Good for Berkeley. This is the kind of action, citizen powered at local levels, that will get the US back in the league of nations fighting climate extremism…
“Homes and businesses in Berkeley would be required to produce as much energy as they use by 2050 under an ambitious city plan that aims to combat climate change.
The plan released Monday also envisions a city where residents and workers rely on public transit, walking and biking. Cars would run on alternative fuels and electricity. No waste would be sent to landfills. And most of the food eaten in Berkeley would be produced within a few hundred miles.

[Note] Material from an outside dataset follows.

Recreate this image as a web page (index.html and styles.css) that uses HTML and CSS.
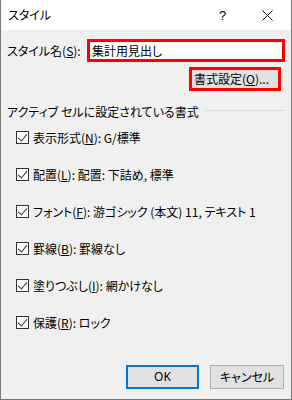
FILE: index.html
```html
<!DOCTYPE html>
<html lang="ja">
<head>
<meta charset="utf-8">
<link rel="stylesheet" href="styles.css">
</head>
<body>
<div class="window">
  <div class="titlebar">
    <span class="title">スタイル</span>
    <span class="help">?</span>
    <span class="close"><svg width="11" height="11" viewBox="0 0 11 11"><path d="M0.5 0.5L10.5 10.5M10.5 0.5L0.5 10.5" stroke="#000" stroke-width="1"/></svg></span>
  </div>
  <div class="body">
    <div class="name-row">
      <span class="label">スタイル名(<u>S</u>):</span>
      <div class="input hl">集計用見出し</div>
    </div>
    <div class="fmt-row">
      <div class="btn fmt hl">書式設定(<u>O</u>)...</div>
    </div>
    <div class="group-head">
      <span class="group-title">アクティブ セルに設定されている書式</span>
      <span class="rule"></span>
    </div>
    <ul class="checks">
      <li><span class="cb"></span><span>表示形式(<u>N</u>): G/標準</span></li>
      <li><span class="cb"></span><span>配置(<u>L</u>): 配置: 下詰め, 標準</span></li>
      <li><span class="cb"></span><span>フォント(<u>F</u>): 游ゴシック (本文) 11, テキスト 1</span></li>
      <li><span class="cb"></span><span>罫線(<u>B</u>): 罫線なし</span></li>
      <li><span class="cb"></span><span>塗りつぶし(<u>I</u>): 網かけなし</span></li>
      <li><span class="cb"></span><span>保護(<u>R</u>): ロック</span></li>
    </ul>
    <div class="actions">
      <div class="btn ok">OK</div>
      <div class="btn cancel">キャンセル</div>
    </div>
  </div>
</div>
</body>
</html>
```
FILE: styles.css
```css
* { box-sizing: border-box; }
html, body { margin: 0; padding: 0; }
body {
  font-family: "Noto Sans CJK JP", "Noto Sans", sans-serif;
  font-size: 12px;
  color: #000;
  font-feature-settings: "palt";
  background: #f0f0f0;
}
.window {
  width: 292px;
  height: 400px;
  background: #f0f0f0;
  border-left: 1px solid #7a7a7a;
  border-right: 1px solid #7a7a7a;
  border-bottom: 1px solid #7a7a7a;
  display: flex;
  flex-direction: column;
}
.titlebar {
  height: 30px;
  background: #fff;
  display: flex;
  align-items: center;
  padding-left: 7px;
  flex: none;
}
.title { flex: 1; font-size: 12px; line-height: 16px; }
.help { width: 8px; margin-right: 35px; font-family: "Liberation Sans", sans-serif; font-size: 13px; }
.close { width: 11px; height: 11px; margin-right: 18px; display: flex; }
.body {
  padding: 0 6px 0 6px;
  display: flex;
  flex-direction: column;
}
u { text-decoration: underline; text-underline-offset: 1px; }
.name-row {
  margin-top: 9px;
  display: flex;
  align-items: center;
  height: 23px;
}
.label { width: 80px; line-height: 16px; }
.input {
  flex: 1;
  height: 23px;
  background: #fff;
  padding-left: 2px;
  line-height: 17px;
  font-size: 12px;
}
.hl { border: 3px solid #ff0000; }
.fmt-row {
  margin-top: 5px;
  display: flex;
  justify-content: flex-end;
  padding-right: 4px;
}
.btn {
  background: #e1e1e1;
  display: flex;
  align-items: center;
  justify-content: center;
  line-height: 16px;
}
.fmt {
  width: 92px;
  height: 24px;
  justify-content: flex-start;
  padding-left: 2px;
}
.group-head {
  margin-top: 14px;
  display: flex;
  align-items: center;
  height: 14px;
}
.group-title { line-height: 14px; white-space: nowrap; }
.rule {
  flex: 1;
  height: 1px;
  background: #dcdcdc;
  margin-left: 5px;
  margin-top: -3px;
}
.checks {
  list-style: none;
  margin: 0;
  padding: 0 0 0 9px;
}
.checks li {
  height: 37px;
  display: flex;
  align-items: center;
  gap: 4px;
  white-space: nowrap;
}
.cb {
  width: 13px;
  height: 13px;
  border: 1px solid #333;
  background: #fff;
  flex: none;
  position: relative;
}
.cb::after {
  content: "";
  position: absolute;
  left: 3px;
  top: 0px;
  width: 4px;
  height: 8px;
  border-right: 1px solid #333;
  border-bottom: 1px solid #333;
  transform: rotate(40deg);
}
.actions {
  margin-top: 24px;
  display: flex;
  justify-content: flex-end;
  gap: 11px;
  padding-right: 1px;
}
.ok {
  width: 73px;
  height: 24px;
  border: 2px solid #0078d7;
  font-family: "Noto Sans", sans-serif;
}
.cancel {
  width: 74px;
  height: 24px;
  border: 1px solid #adadad;
}
```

These measures and goals, which would be realized in stages over the next four decades, are part of the blueprint proposed by city staff members to meet a voter-approved mandate to reduce Berkeley’s greenhouse gases 80 percent by 2050. The measure passed in November 2006 with 81 percent of the vote.
The city’s efforts to meet the mandate reached a milestone Monday when Berkeley officials gathered in front of the city’s solar-powered nature center at the Berkeley Marina and released a 66-page Climate Action Plan, which Mayor Tom Bates called a road map for any community that wants to help avert the potentially devastating consequences of global warming.”
The Berkeley Climate Action Plan and Post Carbon Cities look to be a good way to get informed about what municipalities can do without waiting for national mandates.